Ein Schwerpunkt in einer Fachzeitschrift oder gar ein Fachartikel können unmöglich eine Zusammenfassung der Gestaltungslehre bieten. Gartengestaltung ist eine Kunst, wie andere Künste auch. Manche Menschen werden mit der Fähigkeit geboren, sie intuitiv zu beherrschen oder besitzen das Gespür, sie sich anzueignen. Manche haben den Ehrgeiz, ihre Grundsätze zu verinnerlichen. Dafür gibt es ausreichend Bücher und Seminare, die hierbei helfen. Es ist auch keine Schande, kein Künstler zu sein. Jeder Mensch ist anders begabt. Wichtig ist lediglich, die Bedeutung guter Gestaltung anzuerkennen und die eigene Gestaltungsleistung ehrlich zu hinterfragen. Denn so, wie man im Fall des Falles einen guten Bauleiter einkauft, um die Leistung ökonomisch und technisch perfekt anbieten zu können, wird es für viele Betriebe auch notwendig sein, einen Gestalter für den anderen entscheidenden Parameter des Dienstleistungsangebots einzukaufen: die Gestaltungsqualität.
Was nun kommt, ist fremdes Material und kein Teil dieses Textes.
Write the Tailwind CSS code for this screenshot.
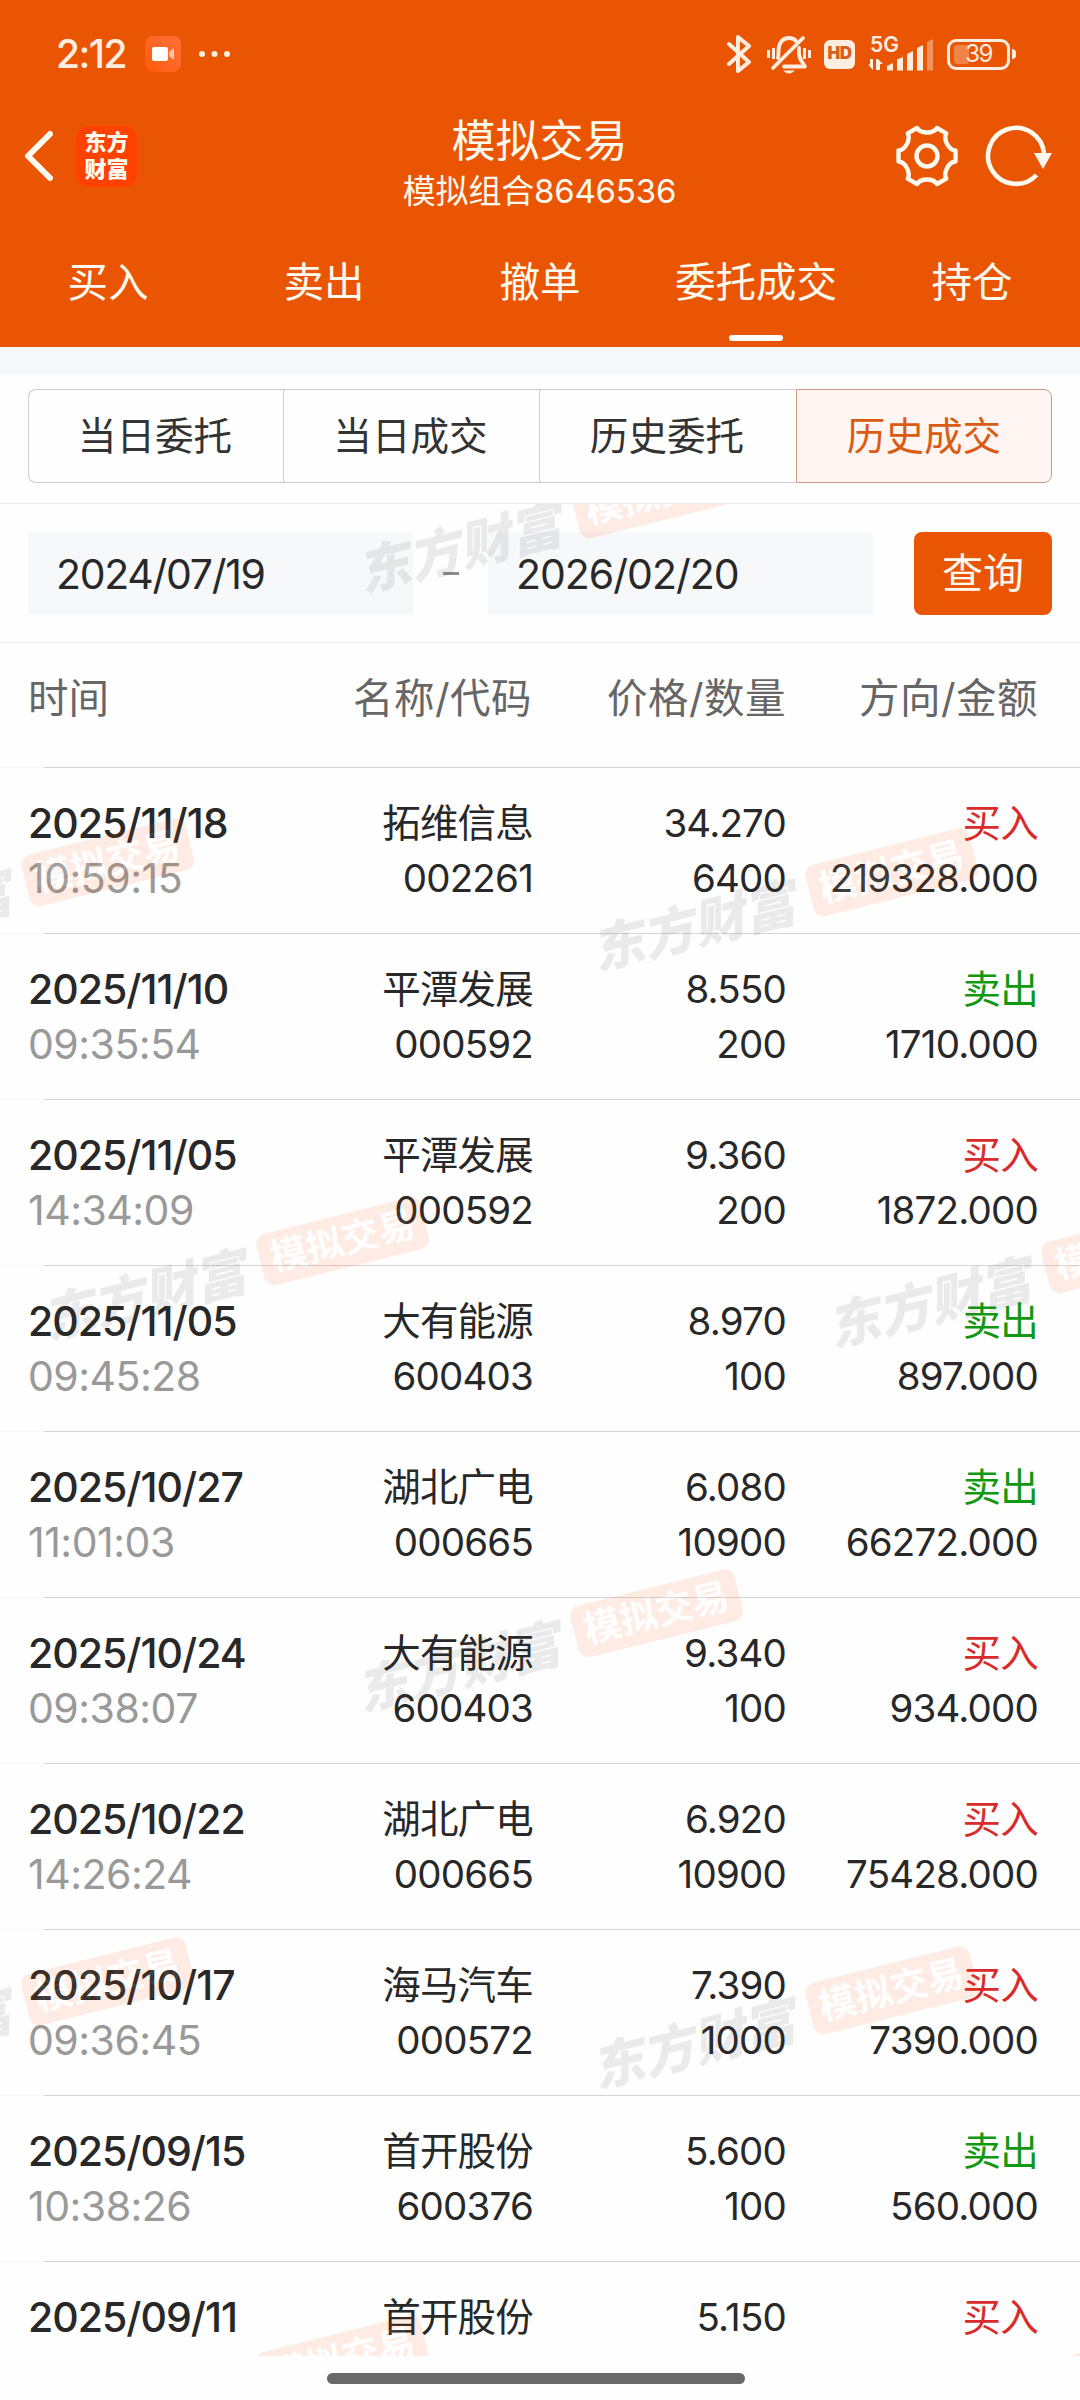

Ob das ein Festangestellter, ein freier Mitarbeiter, ein partnerschaftlich verbundenes Büro oder ein Subunternehmer ist, ist nur eine organisatorische Frage und für die Leistung erst mal nicht entscheidend.
Nur zu erwarten, dass man beide Bestandteile der Leistung – den Entwurf und die Abwicklung – befriedigend mit einer Person abdecken kann, dürfte in den meisten Betrieben eine Illusion sein – dazu ist die Mentalität von Organisatoren und Kreativen einfach viel zu unterschiedlich.